• [EXERCISE DIRECTIONS]: Strip the pictures and reproduce the rest of the listing exactly.

------------------------------------------------------------------------

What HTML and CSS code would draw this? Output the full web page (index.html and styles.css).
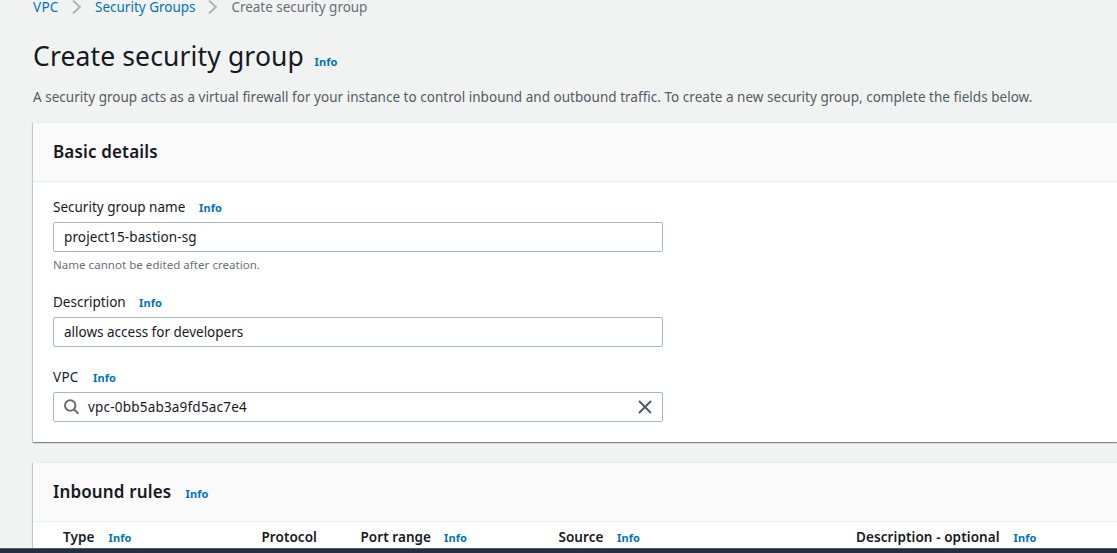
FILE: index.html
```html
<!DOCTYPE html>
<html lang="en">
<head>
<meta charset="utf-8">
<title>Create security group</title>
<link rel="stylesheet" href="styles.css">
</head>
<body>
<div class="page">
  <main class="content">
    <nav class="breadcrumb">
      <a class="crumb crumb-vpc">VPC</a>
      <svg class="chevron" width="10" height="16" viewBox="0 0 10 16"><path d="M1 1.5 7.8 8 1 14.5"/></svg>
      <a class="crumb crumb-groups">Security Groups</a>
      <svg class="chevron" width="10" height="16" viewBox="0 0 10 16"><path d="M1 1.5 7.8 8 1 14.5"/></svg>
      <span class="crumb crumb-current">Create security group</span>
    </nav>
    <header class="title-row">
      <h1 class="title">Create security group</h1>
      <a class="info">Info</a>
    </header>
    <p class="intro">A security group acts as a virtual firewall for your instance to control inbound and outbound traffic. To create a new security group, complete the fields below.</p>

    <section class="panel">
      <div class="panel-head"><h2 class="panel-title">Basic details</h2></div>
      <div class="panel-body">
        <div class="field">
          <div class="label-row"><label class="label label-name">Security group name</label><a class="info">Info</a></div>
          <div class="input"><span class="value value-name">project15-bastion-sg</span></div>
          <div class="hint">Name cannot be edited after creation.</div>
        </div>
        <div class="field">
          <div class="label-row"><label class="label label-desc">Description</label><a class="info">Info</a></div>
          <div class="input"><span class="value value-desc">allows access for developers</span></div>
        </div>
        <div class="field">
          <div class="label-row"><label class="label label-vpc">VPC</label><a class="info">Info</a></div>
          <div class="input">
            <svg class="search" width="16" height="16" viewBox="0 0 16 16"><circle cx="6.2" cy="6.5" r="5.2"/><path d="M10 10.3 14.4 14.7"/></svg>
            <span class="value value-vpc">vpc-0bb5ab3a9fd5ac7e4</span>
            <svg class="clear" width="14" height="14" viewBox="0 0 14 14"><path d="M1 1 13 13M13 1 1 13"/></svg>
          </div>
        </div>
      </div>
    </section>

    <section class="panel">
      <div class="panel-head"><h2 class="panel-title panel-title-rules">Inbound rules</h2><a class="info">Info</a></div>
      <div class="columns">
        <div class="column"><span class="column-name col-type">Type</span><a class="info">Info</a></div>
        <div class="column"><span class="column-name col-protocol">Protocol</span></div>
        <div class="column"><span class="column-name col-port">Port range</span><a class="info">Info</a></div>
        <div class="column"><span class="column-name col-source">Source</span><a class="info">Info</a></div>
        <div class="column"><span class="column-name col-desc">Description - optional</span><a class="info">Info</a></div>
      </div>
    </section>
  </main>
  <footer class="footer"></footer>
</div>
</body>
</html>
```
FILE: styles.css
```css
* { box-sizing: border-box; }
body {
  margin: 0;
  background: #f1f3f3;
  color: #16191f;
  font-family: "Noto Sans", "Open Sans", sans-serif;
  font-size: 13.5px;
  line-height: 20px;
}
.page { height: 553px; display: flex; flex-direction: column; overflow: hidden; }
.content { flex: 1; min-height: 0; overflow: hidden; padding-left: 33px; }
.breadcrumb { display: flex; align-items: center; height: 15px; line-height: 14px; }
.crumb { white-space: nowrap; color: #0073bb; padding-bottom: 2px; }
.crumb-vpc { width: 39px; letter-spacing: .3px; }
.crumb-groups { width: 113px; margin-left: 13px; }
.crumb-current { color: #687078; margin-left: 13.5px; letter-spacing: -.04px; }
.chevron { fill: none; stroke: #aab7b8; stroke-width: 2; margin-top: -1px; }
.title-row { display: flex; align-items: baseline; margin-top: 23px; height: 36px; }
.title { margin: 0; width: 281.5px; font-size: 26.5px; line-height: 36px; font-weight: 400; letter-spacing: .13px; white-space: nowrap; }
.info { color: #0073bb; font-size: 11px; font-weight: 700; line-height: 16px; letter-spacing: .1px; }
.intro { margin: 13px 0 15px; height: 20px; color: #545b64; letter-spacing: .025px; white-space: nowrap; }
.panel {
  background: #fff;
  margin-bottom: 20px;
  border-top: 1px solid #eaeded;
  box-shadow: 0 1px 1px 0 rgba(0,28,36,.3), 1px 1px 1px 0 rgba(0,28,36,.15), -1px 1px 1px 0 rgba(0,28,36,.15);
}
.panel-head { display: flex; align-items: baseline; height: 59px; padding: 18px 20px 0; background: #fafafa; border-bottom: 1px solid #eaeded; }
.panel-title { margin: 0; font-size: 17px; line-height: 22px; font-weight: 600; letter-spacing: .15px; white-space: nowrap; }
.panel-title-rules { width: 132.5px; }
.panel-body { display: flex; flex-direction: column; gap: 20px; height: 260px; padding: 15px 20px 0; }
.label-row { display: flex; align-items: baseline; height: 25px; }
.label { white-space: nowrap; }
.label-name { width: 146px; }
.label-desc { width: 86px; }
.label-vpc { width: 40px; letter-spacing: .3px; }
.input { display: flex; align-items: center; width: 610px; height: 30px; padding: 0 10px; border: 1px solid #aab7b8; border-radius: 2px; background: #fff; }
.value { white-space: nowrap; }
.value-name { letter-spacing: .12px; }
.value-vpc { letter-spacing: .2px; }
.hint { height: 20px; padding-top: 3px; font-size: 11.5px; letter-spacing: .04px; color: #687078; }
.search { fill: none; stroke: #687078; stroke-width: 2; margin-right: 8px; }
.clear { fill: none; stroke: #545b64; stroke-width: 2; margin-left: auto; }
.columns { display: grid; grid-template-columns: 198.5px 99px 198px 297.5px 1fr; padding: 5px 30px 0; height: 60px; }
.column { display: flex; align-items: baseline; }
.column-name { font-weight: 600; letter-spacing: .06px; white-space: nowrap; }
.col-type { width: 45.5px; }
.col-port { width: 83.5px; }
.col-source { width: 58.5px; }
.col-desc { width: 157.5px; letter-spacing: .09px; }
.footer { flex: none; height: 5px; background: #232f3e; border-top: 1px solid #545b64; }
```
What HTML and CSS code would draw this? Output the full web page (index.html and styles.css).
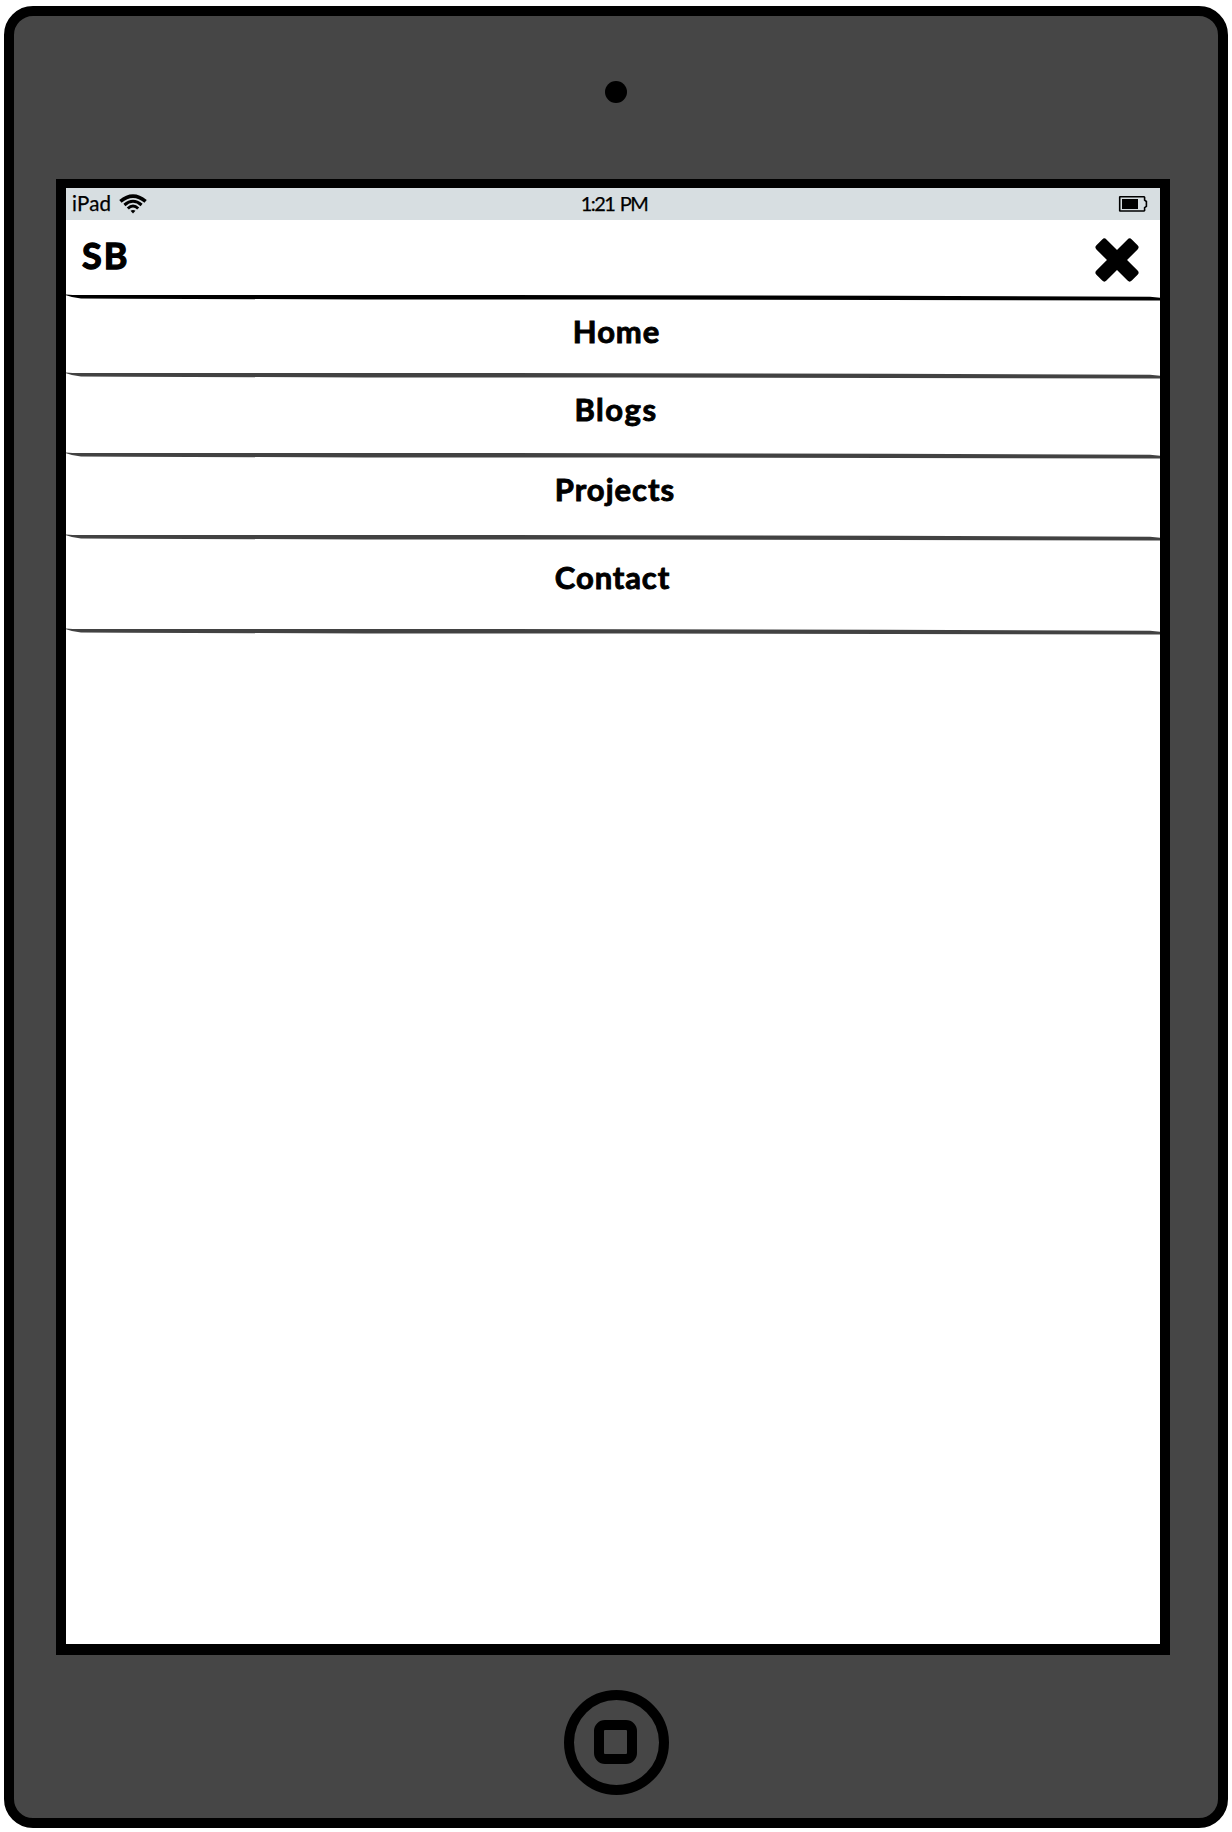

------------------------------------------------------------------------

• [SOLVED EXERCISE]:
What HTML and CSS code would draw this? Output the full web page (index.html and styles.css).
FILE: index.html
```html
<!DOCTYPE html>
<html lang="en">
<head>
<meta charset="utf-8">
<title>Create security group</title>
<link rel="stylesheet" href="styles.css">
</head>
<body>
<div class="page">
  <main class="content">
    <nav class="breadcrumb">
      <a class="crumb crumb-vpc">VPC</a>
      <svg class="chevron" width="10" height="16" viewBox="0 0 10 16"><path d="M1 1.5 7.8 8 1 14.5"/></svg>
      <a class="crumb crumb-groups">Security Groups</a>
      <svg class="chevron" width="10" height="16" viewBox="0 0 10 16"><path d="M1 1.5 7.8 8 1 14.5"/></svg>
      <span class="crumb crumb-current">Create security group</span>
    </nav>
    <header class="title-row">
      <h1 class="title">Create security group</h1>
      <a class="info">Info</a>
    </header>
    <p class="intro">A security group acts as a virtual firewall for your instance to control inbound and outbound traffic. To create a new security group, complete the fields below.</p>

    <section class="panel">
      <div class="panel-head"><h2 class="panel-title">Basic details</h2></div>
      <div class="panel-body">
        <div class="field">
          <div class="label-row"><label class="label label-name">Security group name</label><a class="info">Info</a></div>
          <div class="input"><span class="value value-name">project15-bastion-sg</span></div>
          <div class="hint">Name cannot be edited after creation.</div>
        </div>
        <div class="field">
          <div class="label-row"><label class="label label-desc">Description</label><a class="info">Info</a></div>
          <div class="input"><span class="value value-desc">allows access for developers</span></div>
        </div>
        <div class="field">
          <div class="label-row"><label class="label label-vpc">VPC</label><a class="info">Info</a></div>
          <div class="input">
            <svg class="search" width="16" height="16" viewBox="0 0 16 16"><circle cx="6.2" cy="6.5" r="5.2"/><path d="M10 10.3 14.4 14.7"/></svg>
            <span class="value value-vpc">vpc-0bb5ab3a9fd5ac7e4</span>
            <svg class="clear" width="14" height="14" viewBox="0 0 14 14"><path d="M1 1 13 13M13 1 1 13"/></svg>
          </div>
        </div>
      </div>
    </section>

    <section class="panel">
      <div class="panel-head"><h2 class="panel-title panel-title-rules">Inbound rules</h2><a class="info">Info</a></div>
      <div class="columns">
        <div class="column"><span class="column-name col-type">Type</span><a class="info">Info</a></div>
        <div class="column"><span class="column-name col-protocol">Protocol</span></div>
        <div class="column"><span class="column-name col-port">Port range</span><a class="info">Info</a></div>
        <div class="column"><span class="column-name col-source">Source</span><a class="info">Info</a></div>
        <div class="column"><span class="column-name col-desc">Description - optional</span><a class="info">Info</a></div>
      </div>
    </section>
  </main>
  <footer class="footer"></footer>
</div>
</body>
</html>
```
FILE: styles.css
```css
* { box-sizing: border-box; }
body {
  margin: 0;
  background: #f1f3f3;
  color: #16191f;
  font-family: "Noto Sans", "Open Sans", sans-serif;
  font-size: 13.5px;
  line-height: 20px;
}
.page { height: 553px; display: flex; flex-direction: column; overflow: hidden; }
.content { flex: 1; min-height: 0; overflow: hidden; padding-left: 33px; }
.breadcrumb { display: flex; align-items: center; height: 15px; line-height: 14px; }
.crumb { white-space: nowrap; color: #0073bb; padding-bottom: 2px; }
.crumb-vpc { width: 39px; letter-spacing: .3px; }
.crumb-groups { width: 113px; margin-left: 13px; }
.crumb-current { color: #687078; margin-left: 13.5px; letter-spacing: -.04px; }
.chevron { fill: none; stroke: #aab7b8; stroke-width: 2; margin-top: -1px; }
.title-row { display: flex; align-items: baseline; margin-top: 23px; height: 36px; }
.title { margin: 0; width: 281.5px; font-size: 26.5px; line-height: 36px; font-weight: 400; letter-spacing: .13px; white-space: nowrap; }
.info { color: #0073bb; font-size: 11px; font-weight: 700; line-height: 16px; letter-spacing: .1px; }
.intro { margin: 13px 0 15px; height: 20px; color: #545b64; letter-spacing: .025px; white-space: nowrap; }
.panel {
  background: #fff;
  margin-bottom: 20px;
  border-top: 1px solid #eaeded;
  box-shadow: 0 1px 1px 0 rgba(0,28,36,.3), 1px 1px 1px 0 rgba(0,28,36,.15), -1px 1px 1px 0 rgba(0,28,36,.15);
}
.panel-head { display: flex; align-items: baseline; height: 59px; padding: 18px 20px 0; background: #fafafa; border-bottom: 1px solid #eaeded; }
.panel-title { margin: 0; font-size: 17px; line-height: 22px; font-weight: 600; letter-spacing: .15px; white-space: nowrap; }
.panel-title-rules { width: 132.5px; }
.panel-body { display: flex; flex-direction: column; gap: 20px; height: 260px; padding: 15px 20px 0; }
.label-row { display: flex; align-items: baseline; height: 25px; }
.label { white-space: nowrap; }
.label-name { width: 146px; }
.label-desc { width: 86px; }
.label-vpc { width: 40px; letter-spacing: .3px; }
.input { display: flex; align-items: center; width: 610px; height: 30px; padding: 0 10px; border: 1px solid #aab7b8; border-radius: 2px; background: #fff; }
.value { white-space: nowrap; }
.value-name { letter-spacing: .12px; }
.value-vpc { letter-spacing: .2px; }
.hint { height: 20px; padding-top: 3px; font-size: 11.5px; letter-spacing: .04px; color: #687078; }
.search { fill: none; stroke: #687078; stroke-width: 2; margin-right: 8px; }
.clear { fill: none; stroke: #545b64; stroke-width: 2; margin-left: auto; }
.columns { display: grid; grid-template-columns: 198.5px 99px 198px 297.5px 1fr; padding: 5px 30px 0; height: 60px; }
.column { display: flex; align-items: baseline; }
.column-name { font-weight: 600; letter-spacing: .06px; white-space: nowrap; }
.col-type { width: 45.5px; }
.col-port { width: 83.5px; }
.col-source { width: 58.5px; }
.col-desc { width: 157.5px; letter-spacing: .09px; }
.footer { flex: none; height: 5px; background: #232f3e; border-top: 1px solid #545b64; }
```
What HTML and CSS code would draw this? Output the full web page (index.html and styles.css).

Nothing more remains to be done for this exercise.